:: Extracted records ::

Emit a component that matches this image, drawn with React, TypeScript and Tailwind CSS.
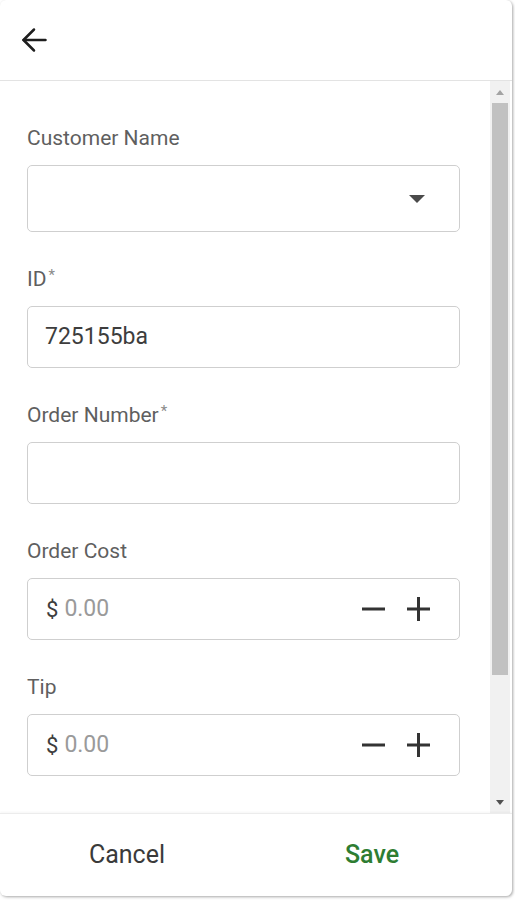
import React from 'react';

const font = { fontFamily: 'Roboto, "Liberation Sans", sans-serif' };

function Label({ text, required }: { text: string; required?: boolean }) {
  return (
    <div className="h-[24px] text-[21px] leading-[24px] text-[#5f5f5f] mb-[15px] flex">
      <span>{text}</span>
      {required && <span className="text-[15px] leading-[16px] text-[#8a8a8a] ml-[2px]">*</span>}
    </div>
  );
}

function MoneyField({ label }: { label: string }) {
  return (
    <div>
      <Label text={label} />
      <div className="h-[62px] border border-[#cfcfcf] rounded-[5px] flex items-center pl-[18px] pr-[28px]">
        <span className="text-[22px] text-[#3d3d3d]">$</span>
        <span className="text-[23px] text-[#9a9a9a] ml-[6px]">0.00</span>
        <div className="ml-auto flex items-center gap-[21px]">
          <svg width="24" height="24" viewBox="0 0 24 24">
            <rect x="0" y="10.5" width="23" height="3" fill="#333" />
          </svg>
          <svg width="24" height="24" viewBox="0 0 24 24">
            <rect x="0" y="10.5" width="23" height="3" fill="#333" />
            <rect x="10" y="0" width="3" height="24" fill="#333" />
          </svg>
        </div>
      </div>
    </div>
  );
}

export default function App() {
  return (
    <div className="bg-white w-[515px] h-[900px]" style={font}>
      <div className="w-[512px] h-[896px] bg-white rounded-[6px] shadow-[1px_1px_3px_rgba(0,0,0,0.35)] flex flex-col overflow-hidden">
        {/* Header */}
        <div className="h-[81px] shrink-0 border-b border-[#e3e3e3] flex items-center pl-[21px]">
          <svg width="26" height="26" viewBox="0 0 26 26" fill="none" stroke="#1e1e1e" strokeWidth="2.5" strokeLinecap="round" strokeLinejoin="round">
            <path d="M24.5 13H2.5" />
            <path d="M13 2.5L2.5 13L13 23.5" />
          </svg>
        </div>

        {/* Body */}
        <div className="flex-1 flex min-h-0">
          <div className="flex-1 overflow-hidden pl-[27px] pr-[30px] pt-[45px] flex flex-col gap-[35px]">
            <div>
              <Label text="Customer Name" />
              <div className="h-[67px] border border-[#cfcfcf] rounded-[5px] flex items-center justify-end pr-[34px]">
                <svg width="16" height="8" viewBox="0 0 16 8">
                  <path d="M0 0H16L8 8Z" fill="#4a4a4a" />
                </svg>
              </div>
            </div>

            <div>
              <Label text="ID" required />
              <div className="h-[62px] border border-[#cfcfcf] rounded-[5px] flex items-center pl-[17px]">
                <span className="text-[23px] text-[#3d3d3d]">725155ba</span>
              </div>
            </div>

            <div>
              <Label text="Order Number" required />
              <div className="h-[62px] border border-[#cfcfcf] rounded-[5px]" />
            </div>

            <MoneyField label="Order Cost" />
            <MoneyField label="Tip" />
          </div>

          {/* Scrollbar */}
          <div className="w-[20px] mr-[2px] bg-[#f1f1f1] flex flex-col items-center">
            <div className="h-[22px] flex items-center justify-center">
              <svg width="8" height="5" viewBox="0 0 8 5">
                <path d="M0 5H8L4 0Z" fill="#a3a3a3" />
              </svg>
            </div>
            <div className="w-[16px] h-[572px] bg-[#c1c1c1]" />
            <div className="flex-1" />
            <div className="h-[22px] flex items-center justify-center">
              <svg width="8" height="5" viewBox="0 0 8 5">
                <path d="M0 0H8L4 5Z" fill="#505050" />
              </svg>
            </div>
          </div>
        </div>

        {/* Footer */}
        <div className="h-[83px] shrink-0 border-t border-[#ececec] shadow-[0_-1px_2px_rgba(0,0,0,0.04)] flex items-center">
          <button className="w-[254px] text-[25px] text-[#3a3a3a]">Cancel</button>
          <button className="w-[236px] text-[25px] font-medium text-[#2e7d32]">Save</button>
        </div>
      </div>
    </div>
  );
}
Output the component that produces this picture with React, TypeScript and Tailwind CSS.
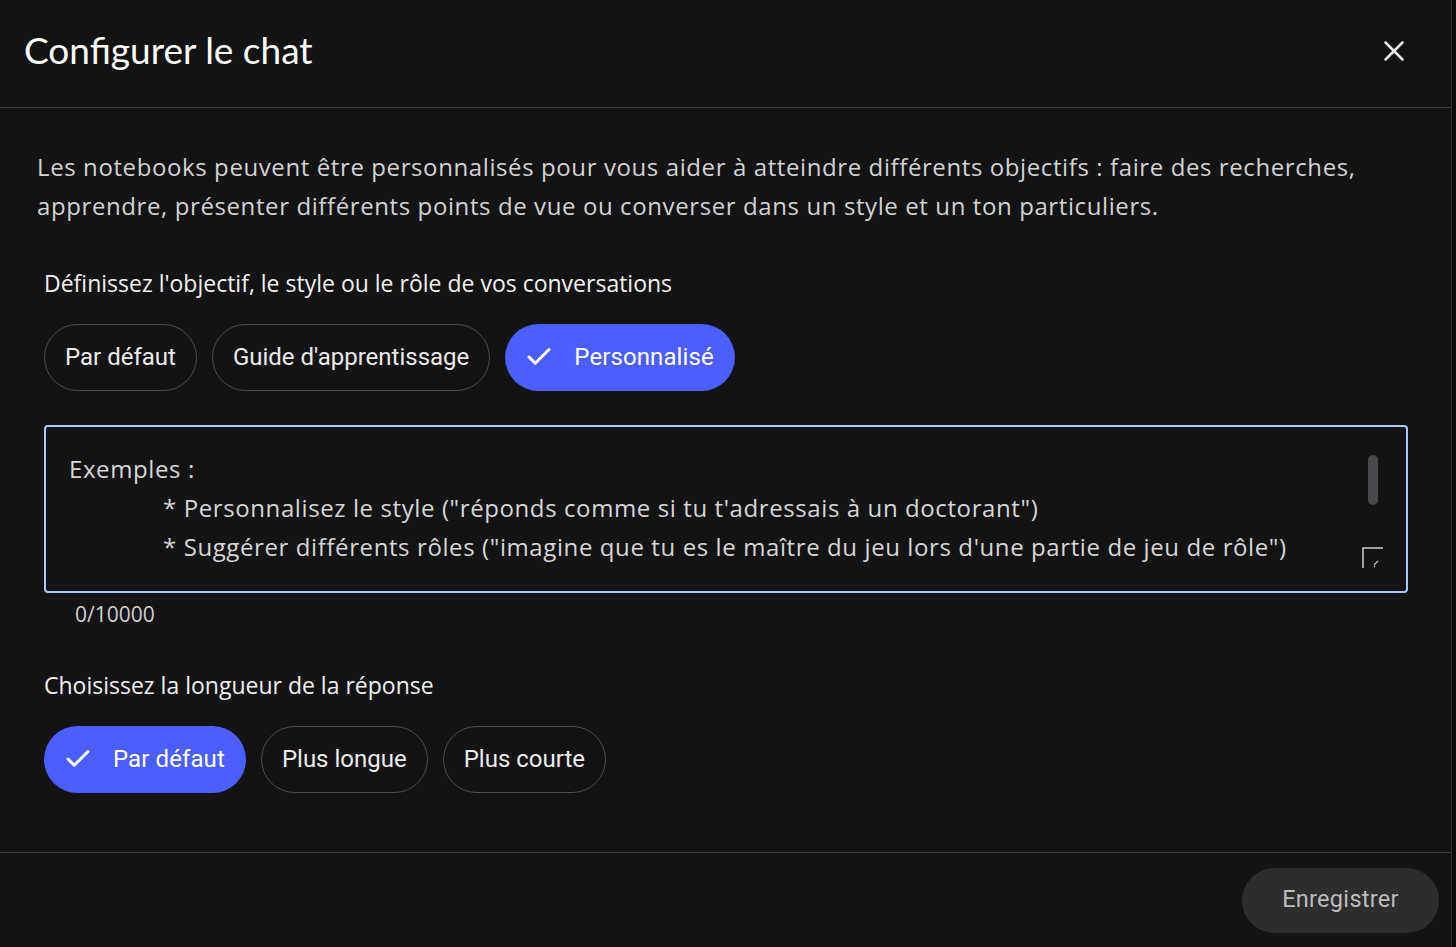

:::

Write out the full set of lines verbatim, without the pictures.

Emit a component that matches this image, drawn with React, TypeScript and Tailwind CSS.
import React from 'react';

const font = { fontFamily: 'Roboto, "Liberation Sans", sans-serif' };

function Label({ text, required }: { text: string; required?: boolean }) {
  return (
    <div className="h-[24px] text-[21px] leading-[24px] text-[#5f5f5f] mb-[15px] flex">
      <span>{text}</span>
      {required && <span className="text-[15px] leading-[16px] text-[#8a8a8a] ml-[2px]">*</span>}
    </div>
  );
}

function MoneyField({ label }: { label: string }) {
  return (
    <div>
      <Label text={label} />
      <div className="h-[62px] border border-[#cfcfcf] rounded-[5px] flex items-center pl-[18px] pr-[28px]">
        <span className="text-[22px] text-[#3d3d3d]">$</span>
        <span className="text-[23px] text-[#9a9a9a] ml-[6px]">0.00</span>
        <div className="ml-auto flex items-center gap-[21px]">
          <svg width="24" height="24" viewBox="0 0 24 24">
            <rect x="0" y="10.5" width="23" height="3" fill="#333" />
          </svg>
          <svg width="24" height="24" viewBox="0 0 24 24">
            <rect x="0" y="10.5" width="23" height="3" fill="#333" />
            <rect x="10" y="0" width="3" height="24" fill="#333" />
          </svg>
        </div>
      </div>
    </div>
  );
}

export default function App() {
  return (
    <div className="bg-white w-[515px] h-[900px]" style={font}>
      <div className="w-[512px] h-[896px] bg-white rounded-[6px] shadow-[1px_1px_3px_rgba(0,0,0,0.35)] flex flex-col overflow-hidden">
        {/* Header */}
        <div className="h-[81px] shrink-0 border-b border-[#e3e3e3] flex items-center pl-[21px]">
          <svg width="26" height="26" viewBox="0 0 26 26" fill="none" stroke="#1e1e1e" strokeWidth="2.5" strokeLinecap="round" strokeLinejoin="round">
            <path d="M24.5 13H2.5" />
            <path d="M13 2.5L2.5 13L13 23.5" />
          </svg>
        </div>

        {/* Body */}
        <div className="flex-1 flex min-h-0">
          <div className="flex-1 overflow-hidden pl-[27px] pr-[30px] pt-[45px] flex flex-col gap-[35px]">
            <div>
              <Label text="Customer Name" />
              <div className="h-[67px] border border-[#cfcfcf] rounded-[5px] flex items-center justify-end pr-[34px]">
                <svg width="16" height="8" viewBox="0 0 16 8">
                  <path d="M0 0H16L8 8Z" fill="#4a4a4a" />
                </svg>
              </div>
            </div>

            <div>
              <Label text="ID" required />
              <div className="h-[62px] border border-[#cfcfcf] rounded-[5px] flex items-center pl-[17px]">
                <span className="text-[23px] text-[#3d3d3d]">725155ba</span>
              </div>
            </div>

            <div>
              <Label text="Order Number" required />
              <div className="h-[62px] border border-[#cfcfcf] rounded-[5px]" />
            </div>

            <MoneyField label="Order Cost" />
            <MoneyField label="Tip" />
          </div>

          {/* Scrollbar */}
          <div className="w-[20px] mr-[2px] bg-[#f1f1f1] flex flex-col items-center">
            <div className="h-[22px] flex items-center justify-center">
              <svg width="8" height="5" viewBox="0 0 8 5">
                <path d="M0 5H8L4 0Z" fill="#a3a3a3" />
              </svg>
            </div>
            <div className="w-[16px] h-[572px] bg-[#c1c1c1]" />
            <div className="flex-1" />
            <div className="h-[22px] flex items-center justify-center">
              <svg width="8" height="5" viewBox="0 0 8 5">
                <path d="M0 0H8L4 5Z" fill="#505050" />
              </svg>
            </div>
          </div>
        </div>

        {/* Footer */}
        <div className="h-[83px] shrink-0 border-t border-[#ececec] shadow-[0_-1px_2px_rgba(0,0,0,0.04)] flex items-center">
          <button className="w-[254px] text-[25px] text-[#3a3a3a]">Cancel</button>
          <button className="w-[236px] text-[25px] font-medium text-[#2e7d32]">Save</button>
        </div>
      </div>
    </div>
  );
}
Output the component that produces this picture with React, TypeScript and Tailwind CSS.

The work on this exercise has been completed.